──────── Given information

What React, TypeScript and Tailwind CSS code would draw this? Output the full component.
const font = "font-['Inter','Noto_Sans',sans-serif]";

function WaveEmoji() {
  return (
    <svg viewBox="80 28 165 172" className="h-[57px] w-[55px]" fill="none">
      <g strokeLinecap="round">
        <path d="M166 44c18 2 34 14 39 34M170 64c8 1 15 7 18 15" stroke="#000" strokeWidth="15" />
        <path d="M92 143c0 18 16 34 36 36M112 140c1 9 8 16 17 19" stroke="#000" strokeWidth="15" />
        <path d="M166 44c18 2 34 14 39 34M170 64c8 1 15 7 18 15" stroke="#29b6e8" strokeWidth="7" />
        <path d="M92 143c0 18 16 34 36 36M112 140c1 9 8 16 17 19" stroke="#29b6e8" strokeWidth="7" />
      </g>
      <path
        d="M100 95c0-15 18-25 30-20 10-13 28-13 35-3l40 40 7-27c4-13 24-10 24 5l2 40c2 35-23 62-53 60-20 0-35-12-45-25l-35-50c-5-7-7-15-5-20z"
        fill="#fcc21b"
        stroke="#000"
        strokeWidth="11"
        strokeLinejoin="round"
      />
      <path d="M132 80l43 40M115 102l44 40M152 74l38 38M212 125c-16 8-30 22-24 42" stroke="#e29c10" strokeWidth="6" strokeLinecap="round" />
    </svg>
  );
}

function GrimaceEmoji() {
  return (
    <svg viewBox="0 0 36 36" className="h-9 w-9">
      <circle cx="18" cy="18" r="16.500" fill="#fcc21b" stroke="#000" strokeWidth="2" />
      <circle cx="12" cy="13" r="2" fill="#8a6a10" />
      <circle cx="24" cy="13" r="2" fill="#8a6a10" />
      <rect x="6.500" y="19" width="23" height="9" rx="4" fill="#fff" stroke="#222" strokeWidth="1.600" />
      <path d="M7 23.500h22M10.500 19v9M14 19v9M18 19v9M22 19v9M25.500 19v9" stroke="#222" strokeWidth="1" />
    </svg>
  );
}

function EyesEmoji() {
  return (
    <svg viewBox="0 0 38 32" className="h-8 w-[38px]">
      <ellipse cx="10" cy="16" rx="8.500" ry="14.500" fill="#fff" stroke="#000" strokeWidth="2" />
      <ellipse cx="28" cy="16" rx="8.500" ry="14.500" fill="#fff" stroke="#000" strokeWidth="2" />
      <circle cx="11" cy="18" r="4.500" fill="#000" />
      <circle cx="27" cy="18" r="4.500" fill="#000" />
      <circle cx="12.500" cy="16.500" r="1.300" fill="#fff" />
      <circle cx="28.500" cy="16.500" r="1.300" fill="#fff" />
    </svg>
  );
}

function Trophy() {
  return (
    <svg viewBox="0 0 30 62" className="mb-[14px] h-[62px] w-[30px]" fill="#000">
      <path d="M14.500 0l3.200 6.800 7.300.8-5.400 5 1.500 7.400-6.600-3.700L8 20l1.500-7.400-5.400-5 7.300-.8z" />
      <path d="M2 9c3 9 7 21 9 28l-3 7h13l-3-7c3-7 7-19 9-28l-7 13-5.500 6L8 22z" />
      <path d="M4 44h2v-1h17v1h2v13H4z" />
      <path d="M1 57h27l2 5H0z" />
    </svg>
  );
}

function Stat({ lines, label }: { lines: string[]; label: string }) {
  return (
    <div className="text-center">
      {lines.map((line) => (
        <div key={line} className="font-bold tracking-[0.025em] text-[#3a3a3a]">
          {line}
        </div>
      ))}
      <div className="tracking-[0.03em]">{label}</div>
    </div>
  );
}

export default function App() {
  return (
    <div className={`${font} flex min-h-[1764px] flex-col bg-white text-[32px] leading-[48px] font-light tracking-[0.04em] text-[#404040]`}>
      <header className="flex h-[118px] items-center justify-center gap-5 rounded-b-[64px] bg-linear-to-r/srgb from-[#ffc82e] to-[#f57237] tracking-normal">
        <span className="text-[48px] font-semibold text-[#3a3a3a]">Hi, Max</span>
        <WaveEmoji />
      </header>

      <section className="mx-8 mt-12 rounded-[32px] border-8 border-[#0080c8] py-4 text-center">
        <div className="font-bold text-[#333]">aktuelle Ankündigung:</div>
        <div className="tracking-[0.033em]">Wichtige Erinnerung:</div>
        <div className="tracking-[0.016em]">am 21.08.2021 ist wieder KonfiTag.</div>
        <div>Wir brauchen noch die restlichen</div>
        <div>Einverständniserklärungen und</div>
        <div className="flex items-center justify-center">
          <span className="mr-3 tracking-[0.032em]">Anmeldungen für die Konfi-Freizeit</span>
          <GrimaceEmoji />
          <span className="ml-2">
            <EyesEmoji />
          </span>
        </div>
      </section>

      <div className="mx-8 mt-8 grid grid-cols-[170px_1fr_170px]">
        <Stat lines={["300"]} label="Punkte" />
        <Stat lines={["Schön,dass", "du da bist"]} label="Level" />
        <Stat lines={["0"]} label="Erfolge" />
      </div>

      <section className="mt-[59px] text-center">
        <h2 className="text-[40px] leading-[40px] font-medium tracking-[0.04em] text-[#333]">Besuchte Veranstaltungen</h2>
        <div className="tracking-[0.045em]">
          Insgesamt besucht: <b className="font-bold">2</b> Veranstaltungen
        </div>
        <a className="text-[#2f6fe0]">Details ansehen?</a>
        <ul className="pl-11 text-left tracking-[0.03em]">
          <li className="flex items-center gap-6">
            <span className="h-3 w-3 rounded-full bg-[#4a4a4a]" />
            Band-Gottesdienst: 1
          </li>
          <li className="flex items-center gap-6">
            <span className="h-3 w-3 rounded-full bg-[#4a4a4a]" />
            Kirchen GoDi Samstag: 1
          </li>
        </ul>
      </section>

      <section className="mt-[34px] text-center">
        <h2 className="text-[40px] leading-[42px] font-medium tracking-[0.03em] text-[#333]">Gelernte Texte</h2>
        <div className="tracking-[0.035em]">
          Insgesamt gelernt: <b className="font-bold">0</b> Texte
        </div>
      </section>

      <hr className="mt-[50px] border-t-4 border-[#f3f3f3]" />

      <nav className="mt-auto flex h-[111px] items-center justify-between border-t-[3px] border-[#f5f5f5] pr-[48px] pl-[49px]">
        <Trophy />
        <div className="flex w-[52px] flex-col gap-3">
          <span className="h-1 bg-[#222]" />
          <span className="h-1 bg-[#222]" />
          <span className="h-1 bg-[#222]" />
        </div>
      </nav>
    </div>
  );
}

────────────────
──────── Given information

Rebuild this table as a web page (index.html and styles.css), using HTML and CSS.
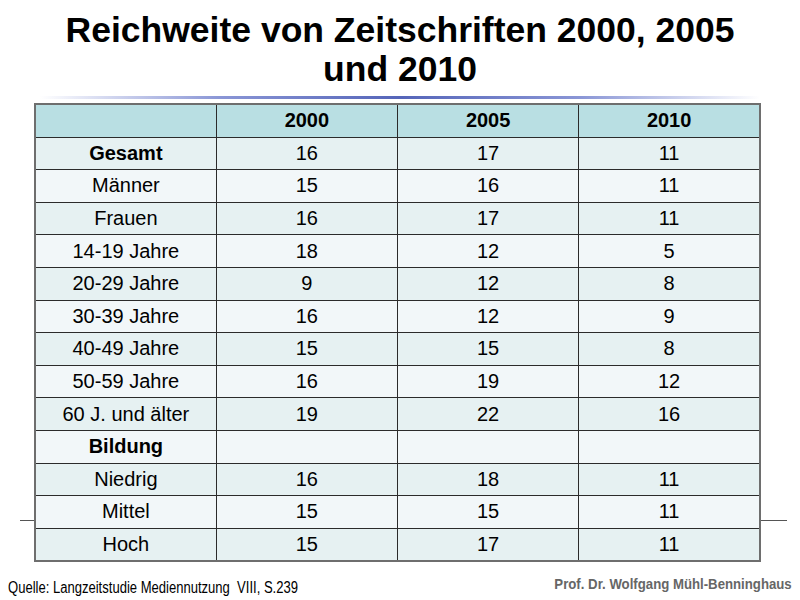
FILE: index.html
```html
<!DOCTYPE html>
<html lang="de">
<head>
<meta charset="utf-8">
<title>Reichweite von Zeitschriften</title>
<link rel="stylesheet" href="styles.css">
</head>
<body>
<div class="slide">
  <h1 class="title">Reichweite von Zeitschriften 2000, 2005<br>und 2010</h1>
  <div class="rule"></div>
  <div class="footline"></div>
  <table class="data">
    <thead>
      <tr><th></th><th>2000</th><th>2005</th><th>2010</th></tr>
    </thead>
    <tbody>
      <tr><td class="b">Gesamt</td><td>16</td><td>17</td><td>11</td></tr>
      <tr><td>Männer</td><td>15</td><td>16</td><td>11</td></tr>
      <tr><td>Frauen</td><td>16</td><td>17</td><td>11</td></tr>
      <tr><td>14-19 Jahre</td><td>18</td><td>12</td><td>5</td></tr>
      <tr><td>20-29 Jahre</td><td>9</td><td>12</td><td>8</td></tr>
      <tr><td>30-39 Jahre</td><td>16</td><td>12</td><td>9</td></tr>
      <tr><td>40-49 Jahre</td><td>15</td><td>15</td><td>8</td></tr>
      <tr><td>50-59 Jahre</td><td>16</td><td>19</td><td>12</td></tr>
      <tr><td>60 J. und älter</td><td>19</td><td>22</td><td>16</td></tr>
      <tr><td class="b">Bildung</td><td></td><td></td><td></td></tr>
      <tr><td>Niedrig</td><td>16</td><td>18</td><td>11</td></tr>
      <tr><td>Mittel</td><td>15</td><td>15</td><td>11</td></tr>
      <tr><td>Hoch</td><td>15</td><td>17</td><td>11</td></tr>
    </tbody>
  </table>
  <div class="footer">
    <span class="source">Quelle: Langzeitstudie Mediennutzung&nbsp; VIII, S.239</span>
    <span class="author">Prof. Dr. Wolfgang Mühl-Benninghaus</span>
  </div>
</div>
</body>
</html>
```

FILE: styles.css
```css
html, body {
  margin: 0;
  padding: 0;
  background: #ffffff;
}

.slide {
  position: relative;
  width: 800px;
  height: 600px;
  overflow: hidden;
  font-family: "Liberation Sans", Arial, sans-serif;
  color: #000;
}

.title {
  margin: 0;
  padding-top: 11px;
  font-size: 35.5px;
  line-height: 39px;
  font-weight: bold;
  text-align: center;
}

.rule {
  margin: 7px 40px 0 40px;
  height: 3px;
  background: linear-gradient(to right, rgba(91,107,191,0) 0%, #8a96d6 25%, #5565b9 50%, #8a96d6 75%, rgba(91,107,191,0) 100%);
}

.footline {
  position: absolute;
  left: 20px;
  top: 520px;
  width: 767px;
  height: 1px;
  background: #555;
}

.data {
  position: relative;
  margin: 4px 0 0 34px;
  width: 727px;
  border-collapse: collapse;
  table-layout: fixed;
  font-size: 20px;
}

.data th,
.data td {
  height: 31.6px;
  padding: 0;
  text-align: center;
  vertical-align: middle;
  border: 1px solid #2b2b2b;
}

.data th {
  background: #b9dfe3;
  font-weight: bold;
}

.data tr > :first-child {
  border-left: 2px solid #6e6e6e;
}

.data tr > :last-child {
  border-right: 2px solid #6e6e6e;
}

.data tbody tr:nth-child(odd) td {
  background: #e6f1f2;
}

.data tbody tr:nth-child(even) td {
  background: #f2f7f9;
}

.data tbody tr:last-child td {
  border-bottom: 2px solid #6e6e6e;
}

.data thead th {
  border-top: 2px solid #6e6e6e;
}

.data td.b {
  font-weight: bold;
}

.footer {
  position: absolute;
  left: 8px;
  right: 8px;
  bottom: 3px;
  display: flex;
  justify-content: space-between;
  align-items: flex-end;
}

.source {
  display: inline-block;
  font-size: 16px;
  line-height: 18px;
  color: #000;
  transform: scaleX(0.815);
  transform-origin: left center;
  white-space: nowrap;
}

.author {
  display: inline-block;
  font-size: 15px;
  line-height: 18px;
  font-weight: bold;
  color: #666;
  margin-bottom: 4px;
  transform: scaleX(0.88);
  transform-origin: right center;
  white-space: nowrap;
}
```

────────────────

Task to carry out
Check every line in the material above for the string "index", then give only the number of lines that have it.

Result of the exercise
2